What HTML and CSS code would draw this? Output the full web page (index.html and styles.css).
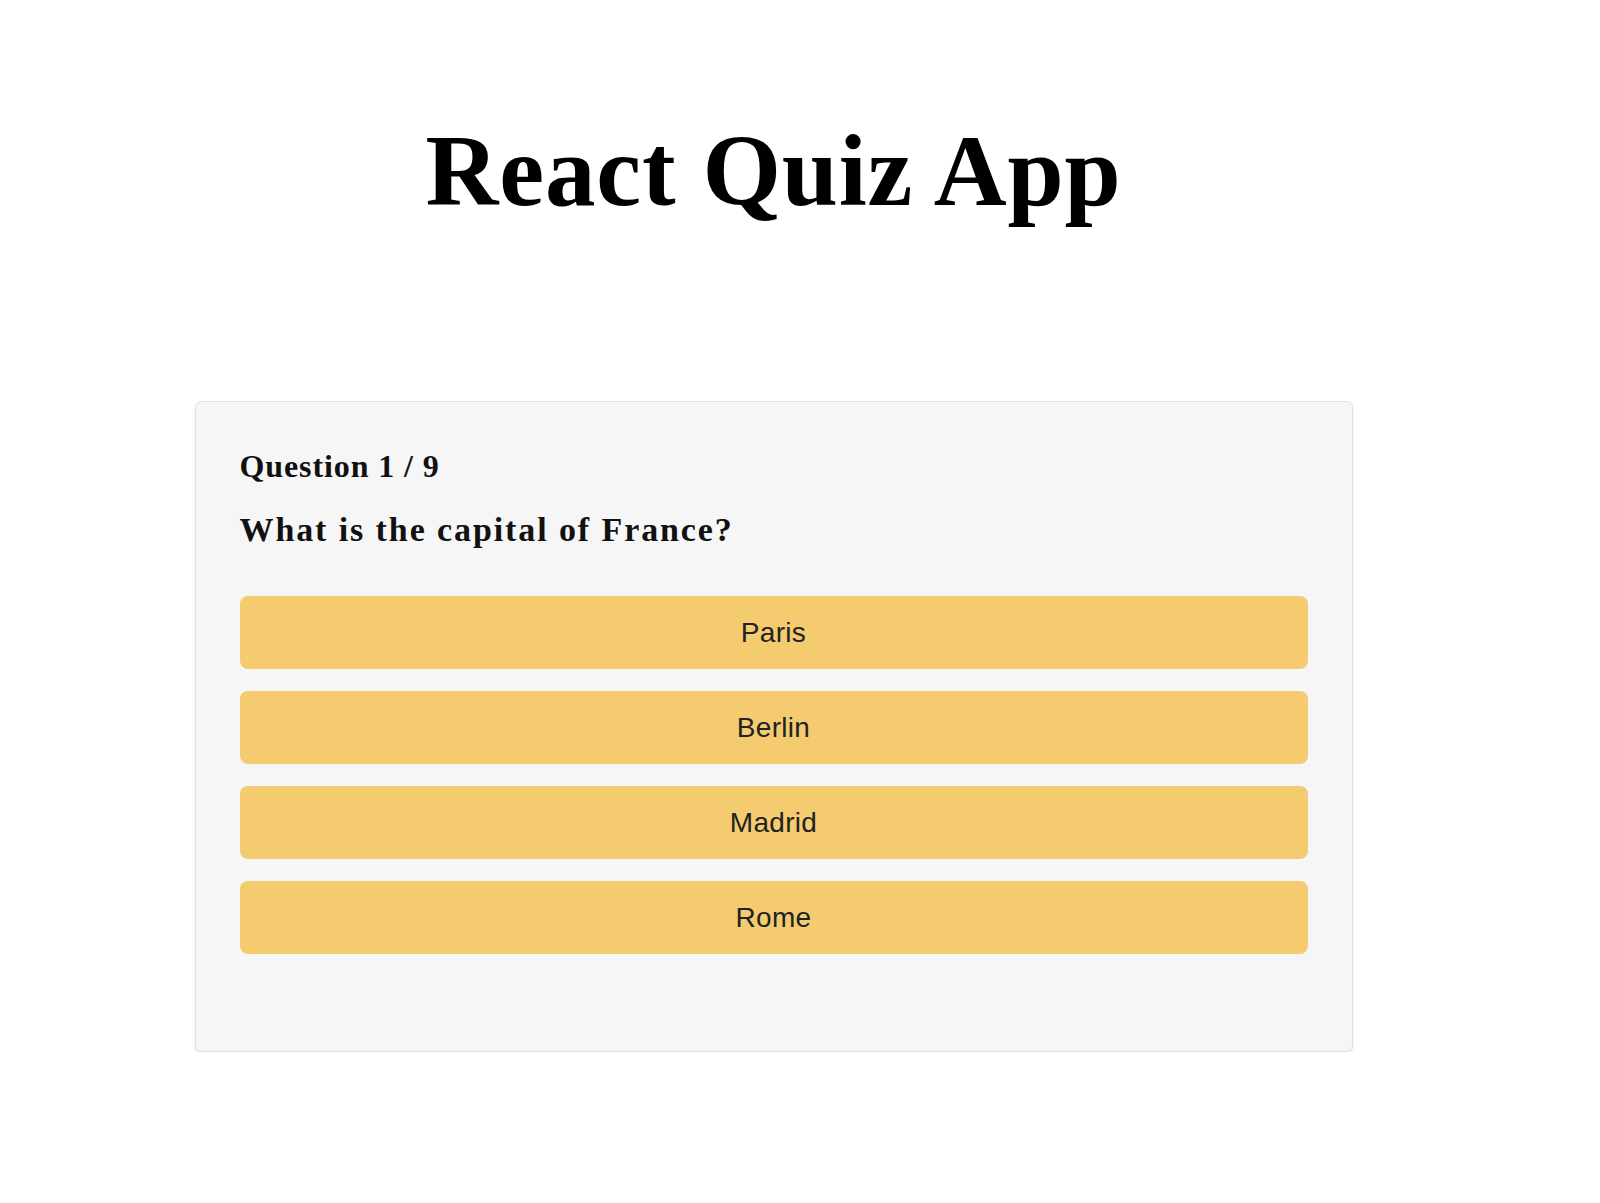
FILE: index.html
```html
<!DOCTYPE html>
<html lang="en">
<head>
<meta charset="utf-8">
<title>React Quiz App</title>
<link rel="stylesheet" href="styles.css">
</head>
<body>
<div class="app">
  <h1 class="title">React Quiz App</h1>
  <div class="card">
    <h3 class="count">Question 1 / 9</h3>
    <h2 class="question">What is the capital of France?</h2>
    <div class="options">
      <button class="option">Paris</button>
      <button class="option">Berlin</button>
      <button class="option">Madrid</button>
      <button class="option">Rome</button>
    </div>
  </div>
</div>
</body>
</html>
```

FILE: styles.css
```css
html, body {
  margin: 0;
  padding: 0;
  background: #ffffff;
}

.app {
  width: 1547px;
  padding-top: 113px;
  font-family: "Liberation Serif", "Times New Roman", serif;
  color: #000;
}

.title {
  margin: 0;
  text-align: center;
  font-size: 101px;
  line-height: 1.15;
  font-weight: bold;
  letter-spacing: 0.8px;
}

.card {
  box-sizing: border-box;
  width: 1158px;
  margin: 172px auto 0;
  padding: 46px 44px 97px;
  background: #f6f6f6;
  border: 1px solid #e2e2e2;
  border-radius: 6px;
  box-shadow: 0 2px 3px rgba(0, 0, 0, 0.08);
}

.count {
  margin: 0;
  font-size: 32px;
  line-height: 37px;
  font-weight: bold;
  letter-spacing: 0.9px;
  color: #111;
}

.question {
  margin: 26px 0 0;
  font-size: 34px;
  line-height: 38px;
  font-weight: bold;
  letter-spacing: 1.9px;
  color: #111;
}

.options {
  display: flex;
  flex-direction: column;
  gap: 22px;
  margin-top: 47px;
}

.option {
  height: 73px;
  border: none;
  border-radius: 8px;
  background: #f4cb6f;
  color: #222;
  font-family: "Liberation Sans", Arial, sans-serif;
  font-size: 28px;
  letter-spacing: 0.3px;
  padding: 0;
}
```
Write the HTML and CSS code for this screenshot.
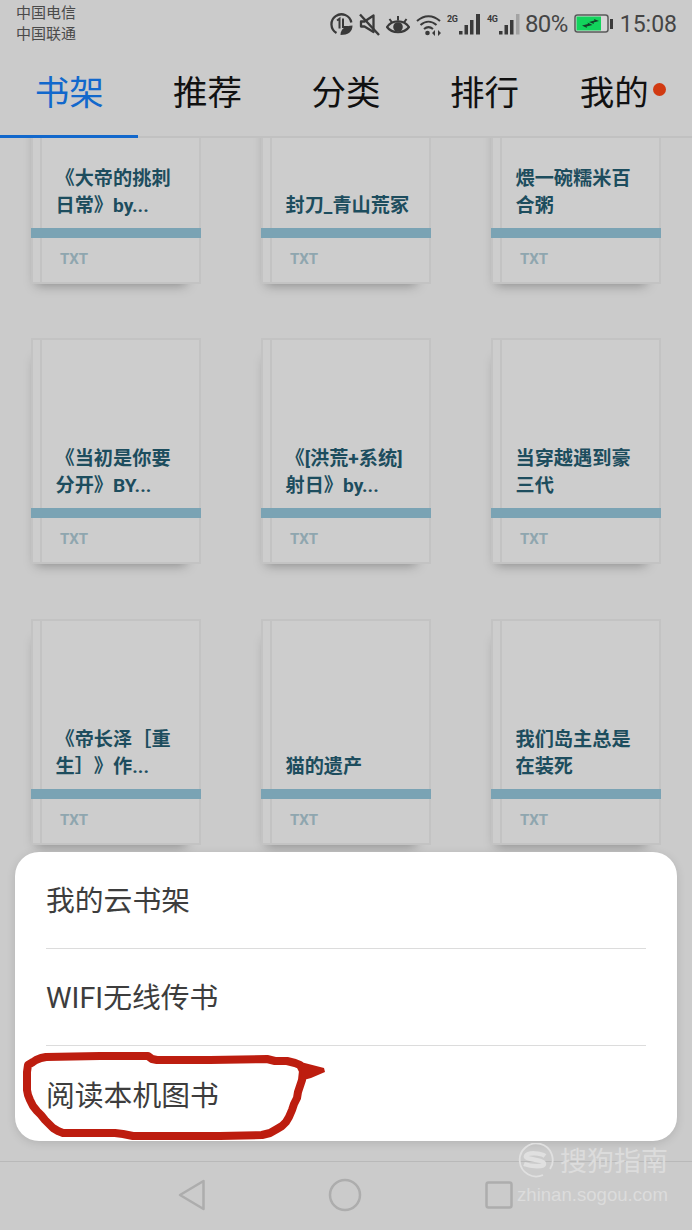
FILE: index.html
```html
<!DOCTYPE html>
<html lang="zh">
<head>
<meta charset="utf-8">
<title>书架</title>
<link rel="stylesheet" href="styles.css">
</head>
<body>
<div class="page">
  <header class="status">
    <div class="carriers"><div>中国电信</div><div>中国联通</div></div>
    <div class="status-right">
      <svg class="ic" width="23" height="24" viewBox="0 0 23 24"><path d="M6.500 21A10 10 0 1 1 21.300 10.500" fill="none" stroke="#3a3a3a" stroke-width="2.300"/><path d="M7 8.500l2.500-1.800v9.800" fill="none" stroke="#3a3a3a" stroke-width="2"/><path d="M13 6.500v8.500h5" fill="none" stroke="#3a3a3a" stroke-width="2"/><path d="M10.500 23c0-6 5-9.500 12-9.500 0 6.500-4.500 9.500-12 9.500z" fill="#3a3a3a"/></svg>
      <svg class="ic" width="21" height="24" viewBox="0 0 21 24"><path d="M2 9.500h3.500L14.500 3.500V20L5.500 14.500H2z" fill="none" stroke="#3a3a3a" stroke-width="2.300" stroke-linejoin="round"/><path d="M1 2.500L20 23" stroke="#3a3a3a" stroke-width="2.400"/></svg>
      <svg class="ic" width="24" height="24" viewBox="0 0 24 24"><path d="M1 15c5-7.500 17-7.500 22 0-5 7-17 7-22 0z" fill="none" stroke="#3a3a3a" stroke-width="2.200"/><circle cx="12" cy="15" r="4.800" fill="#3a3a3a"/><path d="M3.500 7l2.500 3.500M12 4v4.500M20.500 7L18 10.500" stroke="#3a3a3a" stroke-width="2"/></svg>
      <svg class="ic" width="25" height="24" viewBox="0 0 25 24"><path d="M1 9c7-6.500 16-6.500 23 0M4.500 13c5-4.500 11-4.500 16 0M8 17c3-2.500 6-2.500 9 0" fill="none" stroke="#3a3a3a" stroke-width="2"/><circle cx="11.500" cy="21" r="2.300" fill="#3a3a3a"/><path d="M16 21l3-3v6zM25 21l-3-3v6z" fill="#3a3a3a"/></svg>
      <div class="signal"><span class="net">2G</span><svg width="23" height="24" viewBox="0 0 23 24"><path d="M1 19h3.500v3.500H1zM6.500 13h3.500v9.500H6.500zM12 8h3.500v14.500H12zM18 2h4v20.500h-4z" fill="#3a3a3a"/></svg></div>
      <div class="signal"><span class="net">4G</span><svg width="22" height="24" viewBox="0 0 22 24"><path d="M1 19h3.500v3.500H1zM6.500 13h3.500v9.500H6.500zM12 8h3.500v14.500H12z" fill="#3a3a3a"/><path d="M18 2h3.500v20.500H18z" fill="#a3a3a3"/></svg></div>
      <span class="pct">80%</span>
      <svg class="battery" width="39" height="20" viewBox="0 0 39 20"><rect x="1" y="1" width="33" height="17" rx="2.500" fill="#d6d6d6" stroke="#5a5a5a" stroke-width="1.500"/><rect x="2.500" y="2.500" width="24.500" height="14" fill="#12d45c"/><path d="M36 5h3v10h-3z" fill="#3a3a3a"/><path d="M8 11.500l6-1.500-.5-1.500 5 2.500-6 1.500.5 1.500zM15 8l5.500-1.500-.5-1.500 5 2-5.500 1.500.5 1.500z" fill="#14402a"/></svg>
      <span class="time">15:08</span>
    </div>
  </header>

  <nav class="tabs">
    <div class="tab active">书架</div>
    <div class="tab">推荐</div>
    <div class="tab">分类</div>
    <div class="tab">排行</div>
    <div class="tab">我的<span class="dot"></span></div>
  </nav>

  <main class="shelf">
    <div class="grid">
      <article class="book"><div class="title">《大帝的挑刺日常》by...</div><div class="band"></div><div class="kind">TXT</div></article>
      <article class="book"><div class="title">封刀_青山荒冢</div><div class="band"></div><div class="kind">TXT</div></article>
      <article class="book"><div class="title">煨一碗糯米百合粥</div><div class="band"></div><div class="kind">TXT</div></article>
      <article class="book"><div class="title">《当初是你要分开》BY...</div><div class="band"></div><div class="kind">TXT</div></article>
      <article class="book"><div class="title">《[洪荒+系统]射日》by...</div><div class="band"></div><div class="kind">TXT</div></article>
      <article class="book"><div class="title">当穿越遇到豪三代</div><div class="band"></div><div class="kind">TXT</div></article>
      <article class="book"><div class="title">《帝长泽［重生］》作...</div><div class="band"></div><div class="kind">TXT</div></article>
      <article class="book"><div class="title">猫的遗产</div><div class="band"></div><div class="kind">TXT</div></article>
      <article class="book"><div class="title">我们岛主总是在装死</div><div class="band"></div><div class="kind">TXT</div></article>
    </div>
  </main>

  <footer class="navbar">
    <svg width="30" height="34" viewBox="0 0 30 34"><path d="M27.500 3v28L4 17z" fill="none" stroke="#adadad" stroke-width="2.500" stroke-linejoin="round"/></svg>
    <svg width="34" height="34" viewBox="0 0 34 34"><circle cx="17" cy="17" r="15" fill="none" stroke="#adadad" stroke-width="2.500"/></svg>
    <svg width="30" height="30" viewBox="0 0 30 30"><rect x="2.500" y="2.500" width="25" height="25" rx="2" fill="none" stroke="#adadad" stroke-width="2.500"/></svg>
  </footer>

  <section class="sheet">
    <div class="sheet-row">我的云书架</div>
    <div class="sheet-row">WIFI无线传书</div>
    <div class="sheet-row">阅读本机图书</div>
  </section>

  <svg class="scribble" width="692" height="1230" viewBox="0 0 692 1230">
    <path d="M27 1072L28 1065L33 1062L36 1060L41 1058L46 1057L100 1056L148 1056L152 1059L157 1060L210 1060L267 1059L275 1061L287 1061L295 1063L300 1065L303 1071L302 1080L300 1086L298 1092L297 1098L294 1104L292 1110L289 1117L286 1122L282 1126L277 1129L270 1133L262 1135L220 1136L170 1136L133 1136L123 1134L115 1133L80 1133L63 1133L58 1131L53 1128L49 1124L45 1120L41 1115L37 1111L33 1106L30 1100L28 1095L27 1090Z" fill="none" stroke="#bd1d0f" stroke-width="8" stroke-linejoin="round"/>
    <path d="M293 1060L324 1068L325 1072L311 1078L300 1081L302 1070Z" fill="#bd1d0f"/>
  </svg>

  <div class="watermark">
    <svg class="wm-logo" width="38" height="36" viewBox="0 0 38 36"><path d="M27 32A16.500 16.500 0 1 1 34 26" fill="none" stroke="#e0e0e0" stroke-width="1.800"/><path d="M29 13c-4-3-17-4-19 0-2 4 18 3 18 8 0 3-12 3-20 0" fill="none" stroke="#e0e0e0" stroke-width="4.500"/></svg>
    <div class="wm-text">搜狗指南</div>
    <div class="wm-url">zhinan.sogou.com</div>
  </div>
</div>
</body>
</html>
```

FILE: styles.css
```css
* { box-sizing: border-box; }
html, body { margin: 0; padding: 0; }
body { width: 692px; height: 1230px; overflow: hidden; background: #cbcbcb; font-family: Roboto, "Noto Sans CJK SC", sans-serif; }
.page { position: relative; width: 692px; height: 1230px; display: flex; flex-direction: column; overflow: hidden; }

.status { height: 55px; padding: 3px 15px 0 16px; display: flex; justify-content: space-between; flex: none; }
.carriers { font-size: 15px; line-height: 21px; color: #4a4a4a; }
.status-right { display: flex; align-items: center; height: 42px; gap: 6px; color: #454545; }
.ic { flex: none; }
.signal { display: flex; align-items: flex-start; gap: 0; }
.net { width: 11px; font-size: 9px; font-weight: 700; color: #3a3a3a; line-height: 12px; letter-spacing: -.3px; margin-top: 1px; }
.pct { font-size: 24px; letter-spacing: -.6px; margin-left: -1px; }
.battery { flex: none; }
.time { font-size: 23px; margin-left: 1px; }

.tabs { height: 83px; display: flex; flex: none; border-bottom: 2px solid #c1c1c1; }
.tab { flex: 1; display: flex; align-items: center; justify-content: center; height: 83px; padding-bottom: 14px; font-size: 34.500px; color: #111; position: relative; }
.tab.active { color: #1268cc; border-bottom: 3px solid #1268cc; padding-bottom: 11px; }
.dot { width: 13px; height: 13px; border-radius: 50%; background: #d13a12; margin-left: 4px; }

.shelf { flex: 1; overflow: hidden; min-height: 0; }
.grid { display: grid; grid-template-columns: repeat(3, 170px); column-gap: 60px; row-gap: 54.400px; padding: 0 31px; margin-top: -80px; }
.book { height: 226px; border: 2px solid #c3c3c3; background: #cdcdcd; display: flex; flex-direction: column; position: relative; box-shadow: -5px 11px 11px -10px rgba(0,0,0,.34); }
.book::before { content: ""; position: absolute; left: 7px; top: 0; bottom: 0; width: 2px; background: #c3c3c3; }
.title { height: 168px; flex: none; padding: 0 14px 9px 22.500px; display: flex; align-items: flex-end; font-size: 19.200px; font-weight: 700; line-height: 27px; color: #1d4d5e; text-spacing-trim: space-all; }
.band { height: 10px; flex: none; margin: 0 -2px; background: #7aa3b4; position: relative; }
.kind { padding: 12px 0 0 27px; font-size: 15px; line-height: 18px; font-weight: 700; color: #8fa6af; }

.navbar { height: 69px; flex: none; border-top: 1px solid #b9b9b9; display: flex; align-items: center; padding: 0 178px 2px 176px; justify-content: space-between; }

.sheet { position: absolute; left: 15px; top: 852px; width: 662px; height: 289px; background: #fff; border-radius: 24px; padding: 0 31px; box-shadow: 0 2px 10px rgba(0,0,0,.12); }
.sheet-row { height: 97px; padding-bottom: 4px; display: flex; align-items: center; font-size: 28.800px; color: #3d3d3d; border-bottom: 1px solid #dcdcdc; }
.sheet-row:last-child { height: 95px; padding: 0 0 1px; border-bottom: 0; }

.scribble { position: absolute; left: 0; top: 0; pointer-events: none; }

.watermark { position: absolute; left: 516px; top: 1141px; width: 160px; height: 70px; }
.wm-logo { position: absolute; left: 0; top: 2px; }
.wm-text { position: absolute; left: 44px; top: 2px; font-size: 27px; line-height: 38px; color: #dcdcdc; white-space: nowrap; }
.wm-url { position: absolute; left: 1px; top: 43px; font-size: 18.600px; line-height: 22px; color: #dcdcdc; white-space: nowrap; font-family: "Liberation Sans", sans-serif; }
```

Requirement: Copy every line that contains the string "What".

Result:
What HTML and CSS code would draw this? Output the full web page (index.html and styles.css).
    <h2 class="question">What is the capital of France?</h2>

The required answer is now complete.